Dans son argumentation, Albert Camus ne met pas en question des valeurs ou des personnages nazis ou de l'Allemagne nazie mais qui appartiennent à la culutre et à l'histoire allemandes. Références peu progressistes, peut-être nationalistes, mais pas spécialement nazies.
Quand Camus dit « nous », c'est de la France et des
Français qu'il s'agit, rarement des Européens libres ou de l'Europe.
D'ailleurs, Camus lui-même l'avoue une première fois : « Pour
nous présenter devant vous, nous avons dû revenir de loin. Et c'est
pourquoi nous sommes en retard sur toute l'Europe, précipitée au
mensonge dès qu'il le fallait, pendant que nous nous mêlions de chercher
la vérité... »
Et ailleurs : « Mais lorsque je me laisse aller à penser que mon pays parle au nom de l'Europeet qu'en défendant l'un nous les défendons ensemble... »Il
ne s'agit que d'une éventualité, une faiblesse peut-être. Il ne semble
pas cependant que ce soit le cas général, comme dans la préface.

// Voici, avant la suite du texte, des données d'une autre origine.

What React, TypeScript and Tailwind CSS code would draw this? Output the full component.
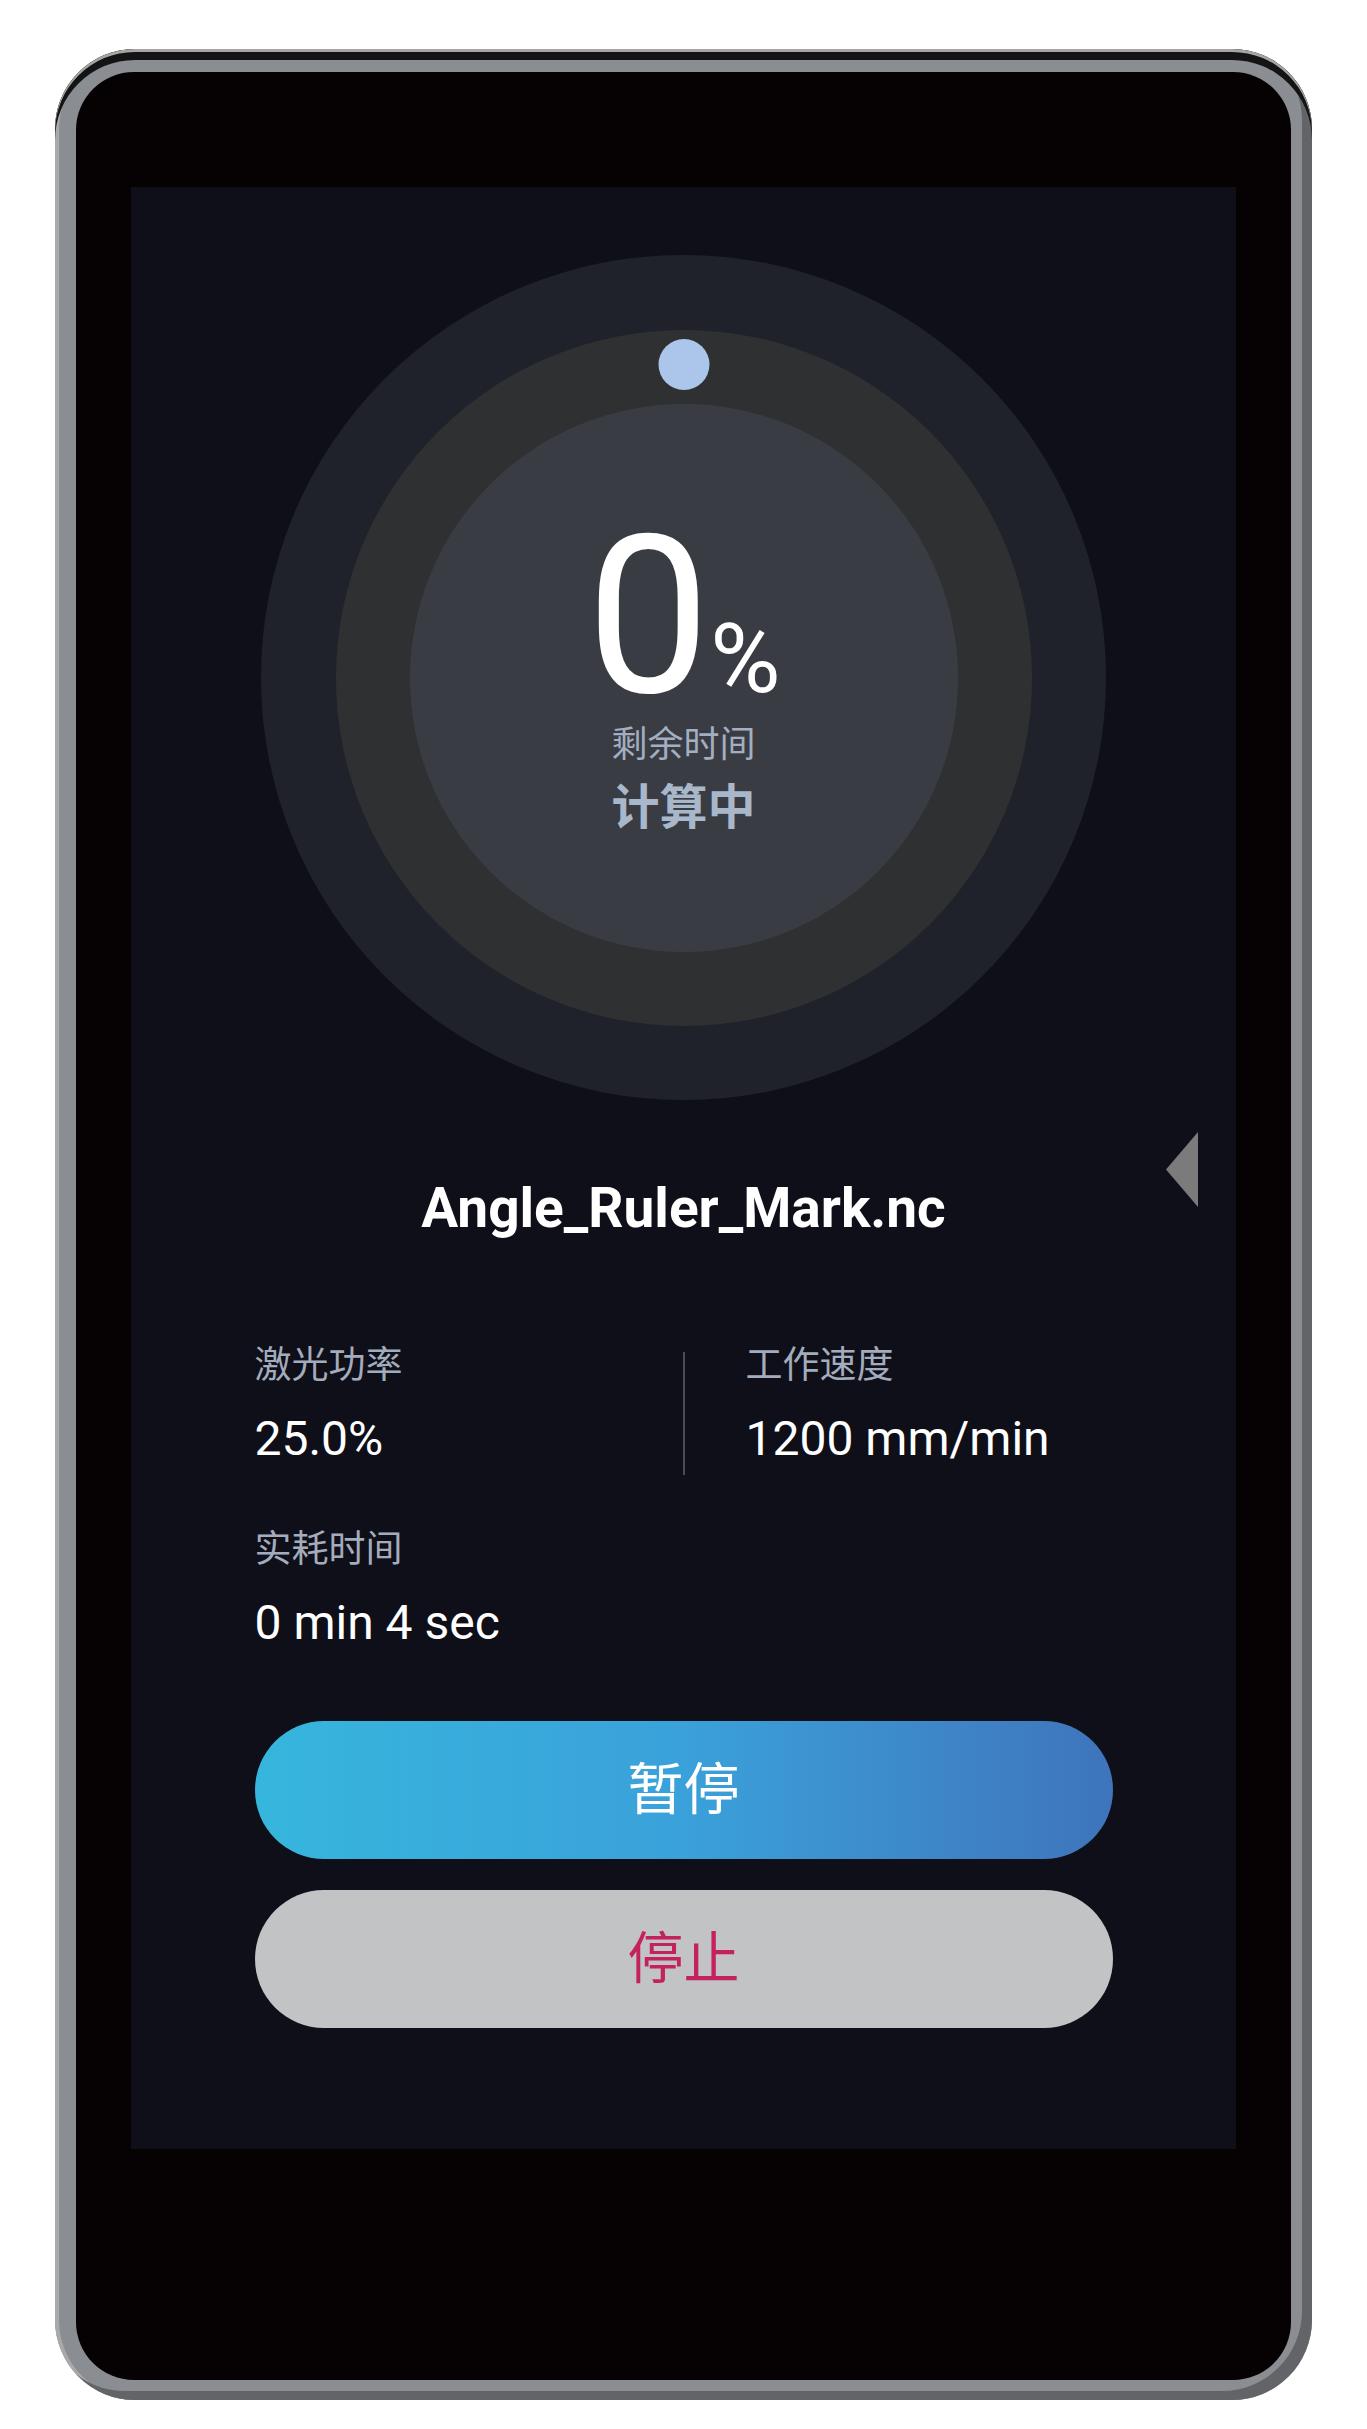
import React from 'react'

const FONT = "font-[Roboto,'Noto_Sans_CJK_SC',sans-serif]"

function ProgressRing() {
  return (
    <div className="mx-auto flex h-[845px] w-[845px] items-center justify-center rounded-full bg-[#20222b]">
      <div className="relative flex h-[696px] w-[696px] items-center justify-center rounded-full bg-[#2f3031]">
        {/* knob at 0% */}
        <div className="absolute left-1/2 top-[9px] h-[51px] w-[51px] -translate-x-1/2 rounded-full bg-[#abc6ea]" />
        <div className="flex h-[548px] w-[548px] flex-col items-center rounded-full bg-[#3a3c44] pt-[120px]">
          <div className="flex items-baseline text-white">
            <span className="text-[220px] leading-[0.85] font-normal">0</span>
            <span className="text-[96px] leading-[0.85] font-normal">%</span>
          </div>
          <p className="mt-[16px] text-[36px] leading-none text-[#a3aec0]">剩余时间</p>
          <p className="mt-[21px] text-[48px] leading-none font-bold text-[#a9b7cb]">计算中</p>
        </div>
      </div>
    </div>
  )
}

function Stat({ label, value }: { label: string; value: string }) {
  return (
    <div>
      <p className="text-[37px] leading-none text-[#a3acbd]">{label}</p>
      <p className="mt-[31px] text-[48px] leading-none text-white">{value}</p>
    </div>
  )
}

export default function App() {
  return (
    <div className={`flex min-h-screen justify-center bg-white pt-[49px] ${FONT}`}>
      {/* ── Device bezel ── */}
      <div className="flex h-[2351px] w-[1257px] rounded-[80px] bg-[#8a8d92] px-[21px] pt-[23px] pb-[20px] shadow-[inset_0_3px_0_#a6a6a6,inset_0_11px_0_#141414,inset_-10px_-9px_0_#626467,inset_4px_0_0_#a9a9a9]">
        <div className="flex-1 rounded-[58px] bg-[#060203] px-[55px] pt-[115px]">
          {/* ── Screen ── */}
          <div className="relative h-[1962px] w-full bg-[#0f0f19] pt-[68px]">
            <ProgressRing />

            <h1 className="mt-[81px] text-center text-[55px] leading-none font-bold text-white">
              Angle_Ruler_Mark.nc
            </h1>

            <div className="mx-auto mt-[111px] w-[858px]">
              <div className="flex">
                <div className="w-[428px]">
                  <Stat label="激光功率" value="25.0%" />
                </div>
                <div className="mt-[5px] h-[123px] w-[2px] bg-[#4a4c55]" />
                <div className="pl-[61px]">
                  <Stat label="工作速度" value="1200 mm/min" />
                </div>
              </div>
              <div className="mt-[56px]">
                <Stat label="实耗时间" value="0 min 4 sec" />
              </div>

              <button
                type="button"
                className="mt-[74px] flex h-[138px] w-full items-center justify-center rounded-full bg-linear-to-r from-[#36b6dd] via-[#3aa1da] to-[#3e74bb] text-[56px] leading-none text-white"
              >
                暂停
              </button>
              <button
                type="button"
                className="mt-[31px] flex h-[138px] w-full items-center justify-center rounded-full bg-[#c2c3c5] text-[56px] leading-none text-[#c4225f]"
              >
                停止
              </button>
            </div>

            {/* side drawer handle */}
            <svg className="absolute right-[38px] top-[945px]" width="32" height="75" viewBox="0 0 32 75">
              <polygon points="32,0 0,37.5 32,75" fill="#7b7b7b" />
            </svg>
          </div>
        </div>
      </div>
    </div>
  )
}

Cette opposition se retrouve sur la conception de l'Europe « pour vous » « propriété » , « terre à soldats », « grenier à blé »... et « pour nous cette terre de l'esprit où depuis vingt siècles se poursuit la plus étonnante aventure de l'esprit humain. Elle est cette arène privilégiée où la lutte de l'homme d'Occident contre le monde, contre les dieux, contre lui-même, atteint aujourd'hui son moment le plus boule-versé. Vous le voyez, il n'y a pas de commune mesure ».
Les Lettres peuvent être lues « comme un document de la lutte contre la violence... » et on peut reconnaître que Camus « ne déteste que les bourreaux » mais il aurait pu se contenter dans la préface de 1948 de reconnaître qu'il s'agissait d' « écrits de circonstances... qui peuvent donc avoir un air d'injustice. Si l'on devait en effet écrire sur l'Allemagne vaincue, il faudrait tenir un langage un peu différent » sans dire « maintenant que je n'en renie pas un seul mot ». On lui aurait facilement reconnu des circonstances atténuantes pour ces propos de 1943-44.